_PROVIDED DATA_
----

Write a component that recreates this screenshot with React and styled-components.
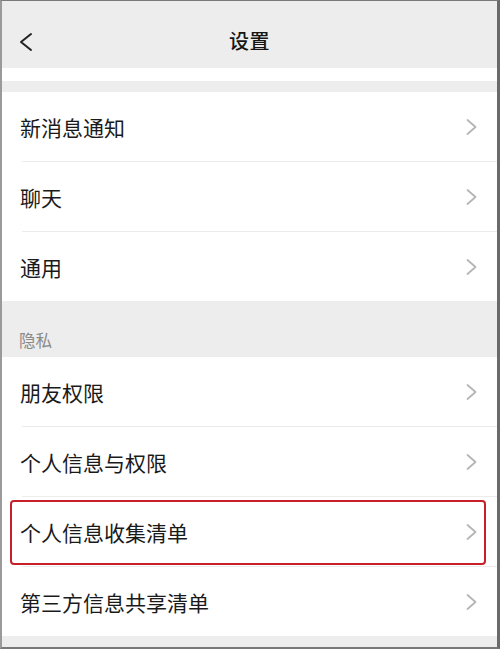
import React from "react";
import styled, { createGlobalStyle } from "styled-components";

const GlobalStyle = createGlobalStyle`
  html, body { margin: 0; padding: 0; background: #ffffff; }
  * { box-sizing: border-box; }
  body { font-family: "Noto Sans CJK SC", "Noto Sans", sans-serif; }
`;

const Frame = styled.div`
  width: 500px;
  height: 649px;
  overflow: hidden;
  background: #ededed;
  border-top: 1px solid #7a7a7a;
  border-right: 3px solid #6a6a6a;
  border-bottom: 2px solid #787878;
  border-left: 2px solid #9a9a9a;
  display: flex;
  flex-direction: column;
`;

const Header = styled.header`
  position: relative;
  height: 67px;
  flex: none;
  background: #ededed;
  display: flex;
  align-items: center;
  justify-content: center;
`;

const BackButton = styled.button`
  position: absolute;
  left: 15px;
  top: 31px;
  width: 18px;
  height: 20px;
  padding: 0;
  border: 0;
  background: transparent;
  display: flex;
  align-items: center;
  justify-content: center;
`;

const Title = styled.h1`
  margin: 0;
  margin-top: 12px;
  font-size: 20px;
  font-weight: 500;
  color: #151515;
  letter-spacing: 0.5px;
  line-height: 28px;
`;

const WhiteStrip = styled.div`
  height: 13px;
  flex: none;
  background: #ffffff;
`;

const Gap = styled.div`
  height: ${(p) => p.$h}px;
  flex: none;
  background: #ededed;
`;

const Group = styled.section`
  background: #ffffff;
  flex: none;
  display: flex;
  flex-direction: column;
`;

const Row = styled.div`
  position: relative;
  height: 69px;
  flex: none;
  display: flex;
  align-items: center;
  justify-content: space-between;
  padding: 0 20px 0 18px;
  background: #ffffff;
`;

const Label = styled.span`
  font-size: 21px;
  color: #1a1a1a;
  line-height: 30px;
  font-weight: 400;
`;

const Divider = styled.div`
  height: 1px;
  flex: none;
  margin-left: 20px;
  background: #ececec;
`;

const SectionTitle = styled.div`
  height: 56px;
  flex: none;
  background: #ededed;
  display: flex;
  align-items: flex-end;
  padding: 0 0 6px 17px;
  font-size: 16.5px;
  line-height: 22px;
  color: #8a8a8a;
`;

const Highlight = styled.div`
  position: absolute;
  top: 3px;
  bottom: 1px;
  left: 8px;
  right: 11px;
  border: 2px solid #c8202a;
  border-radius: 4px;
  pointer-events: none;
`;

const Filler = styled.div`
  flex: 1;
  background: #ededed;
`;

const BackIcon = () => (
  <svg width="16" height="20" viewBox="0 0 16 20">
    <polyline
      points="13,2 3,10 13,18"
      fill="none"
      stroke="#222"
      strokeWidth="2"
      strokeLinecap="round"
      strokeLinejoin="round"
    />
  </svg>
);

const Chevron = () => (
  <svg width="11" height="16" viewBox="0 0 11 16">
    <polyline
      points="1.5,1 9.5,8 1.5,15"
      fill="none"
      stroke="#b4b4b4"
      strokeWidth="1.7"
      strokeLinecap="round"
      strokeLinejoin="round"
    />
  </svg>
);

const Item = ({ label, highlighted }) => (
  <Row>
    <Label>{label}</Label>
    <Chevron />
    {highlighted && <Highlight />}
  </Row>
);

const ListGroup = ({ items }) => (
  <Group>
    {items.map((it, i) => (
      <React.Fragment key={it.label}>
        {i > 0 && <Divider />}
        <Item label={it.label} highlighted={it.highlighted} />
      </React.Fragment>
    ))}
  </Group>
);

const general = [
  { label: "新消息通知" },
  { label: "聊天" },
  { label: "通用" },
];

const privacy = [
  { label: "朋友权限" },
  { label: "个人信息与权限" },
  { label: "个人信息收集清单", highlighted: true },
  { label: "第三方信息共享清单" },
];

export default function App() {
  return (
    <>
      <GlobalStyle />
      <Frame>
        <Header>
          <BackButton aria-label="返回">
            <BackIcon />
          </BackButton>
          <Title>设置</Title>
        </Header>
        <WhiteStrip />
        <Gap $h={11} />
        <ListGroup items={general} />
        <SectionTitle>隐私</SectionTitle>
        <ListGroup items={privacy} />
        <Filler />
      </Frame>
    </>
  );
}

----

_REQUIRED TASK_
All of the data above should be transcribed verbatim, with pictures omitted.

_REPLY_
Write a component that recreates this screenshot with React and styled-components.
import React from "react";
import styled, { createGlobalStyle } from "styled-components";

const GlobalStyle = createGlobalStyle`
  html, body { margin: 0; padding: 0; background: #ffffff; }
  * { box-sizing: border-box; }
  body { font-family: "Noto Sans CJK SC", "Noto Sans", sans-serif; }
`;

const Frame = styled.div`
  width: 500px;
  height: 649px;
  overflow: hidden;
  background: #ededed;
  border-top: 1px solid #7a7a7a;
  border-right: 3px solid #6a6a6a;
  border-bottom: 2px solid #787878;
  border-left: 2px solid #9a9a9a;
  display: flex;
  flex-direction: column;
`;

const Header = styled.header`
  position: relative;
  height: 67px;
  flex: none;
  background: #ededed;
  display: flex;
  align-items: center;
  justify-content: center;
`;

const BackButton = styled.button`
  position: absolute;
  left: 15px;
  top: 31px;
  width: 18px;
  height: 20px;
  padding: 0;
  border: 0;
  background: transparent;
  display: flex;
  align-items: center;
  justify-content: center;
`;

const Title = styled.h1`
  margin: 0;
  margin-top: 12px;
  font-size: 20px;
  font-weight: 500;
  color: #151515;
  letter-spacing: 0.5px;
  line-height: 28px;
`;

const WhiteStrip = styled.div`
  height: 13px;
  flex: none;
  background: #ffffff;
`;

const Gap = styled.div`
  height: ${(p) => p.$h}px;
  flex: none;
  background: #ededed;
`;

const Group = styled.section`
  background: #ffffff;
  flex: none;
  display: flex;
  flex-direction: column;
`;

const Row = styled.div`
  position: relative;
  height: 69px;
  flex: none;
  display: flex;
  align-items: center;
  justify-content: space-between;
  padding: 0 20px 0 18px;
  background: #ffffff;
`;

const Label = styled.span`
  font-size: 21px;
  color: #1a1a1a;
  line-height: 30px;
  font-weight: 400;
`;

const Divider = styled.div`
  height: 1px;
  flex: none;
  margin-left: 20px;
  background: #ececec;
`;

const SectionTitle = styled.div`
  height: 56px;
  flex: none;
  background: #ededed;
  display: flex;
  align-items: flex-end;
  padding: 0 0 6px 17px;
  font-size: 16.5px;
  line-height: 22px;
  color: #8a8a8a;
`;

const Highlight = styled.div`
  position: absolute;
  top: 3px;
  bottom: 1px;
  left: 8px;
  right: 11px;
  border: 2px solid #c8202a;
  border-radius: 4px;
  pointer-events: none;
`;

const Filler = styled.div`
  flex: 1;
  background: #ededed;
`;

const BackIcon = () => (
  <svg width="16" height="20" viewBox="0 0 16 20">
    <polyline
      points="13,2 3,10 13,18"
      fill="none"
      stroke="#222"
      strokeWidth="2"
      strokeLinecap="round"
      strokeLinejoin="round"
    />
  </svg>
);

const Chevron = () => (
  <svg width="11" height="16" viewBox="0 0 11 16">
    <polyline
      points="1.5,1 9.5,8 1.5,15"
      fill="none"
      stroke="#b4b4b4"
      strokeWidth="1.7"
      strokeLinecap="round"
      strokeLinejoin="round"
    />
  </svg>
);

const Item = ({ label, highlighted }) => (
  <Row>
    <Label>{label}</Label>
    <Chevron />
    {highlighted && <Highlight />}
  </Row>
);

const ListGroup = ({ items }) => (
  <Group>
    {items.map((it, i) => (
      <React.Fragment key={it.label}>
        {i > 0 && <Divider />}
        <Item label={it.label} highlighted={it.highlighted} />
      </React.Fragment>
    ))}
  </Group>
);

const general = [
  { label: "新消息通知" },
  { label: "聊天" },
  { label: "通用" },
];

const privacy = [
  { label: "朋友权限" },
  { label: "个人信息与权限" },
  { label: "个人信息收集清单", highlighted: true },
  { label: "第三方信息共享清单" },
];

export default function App() {
  return (
    <>
      <GlobalStyle />
      <Frame>
        <Header>
          <BackButton aria-label="返回">
            <BackIcon />
          </BackButton>
          <Title>设置</Title>
        </Header>
        <WhiteStrip />
        <Gap $h={11} />
        <ListGroup items={general} />
        <SectionTitle>隐私</SectionTitle>
        <ListGroup items={privacy} />
        <Filler />
      </Frame>
    </>
  );
}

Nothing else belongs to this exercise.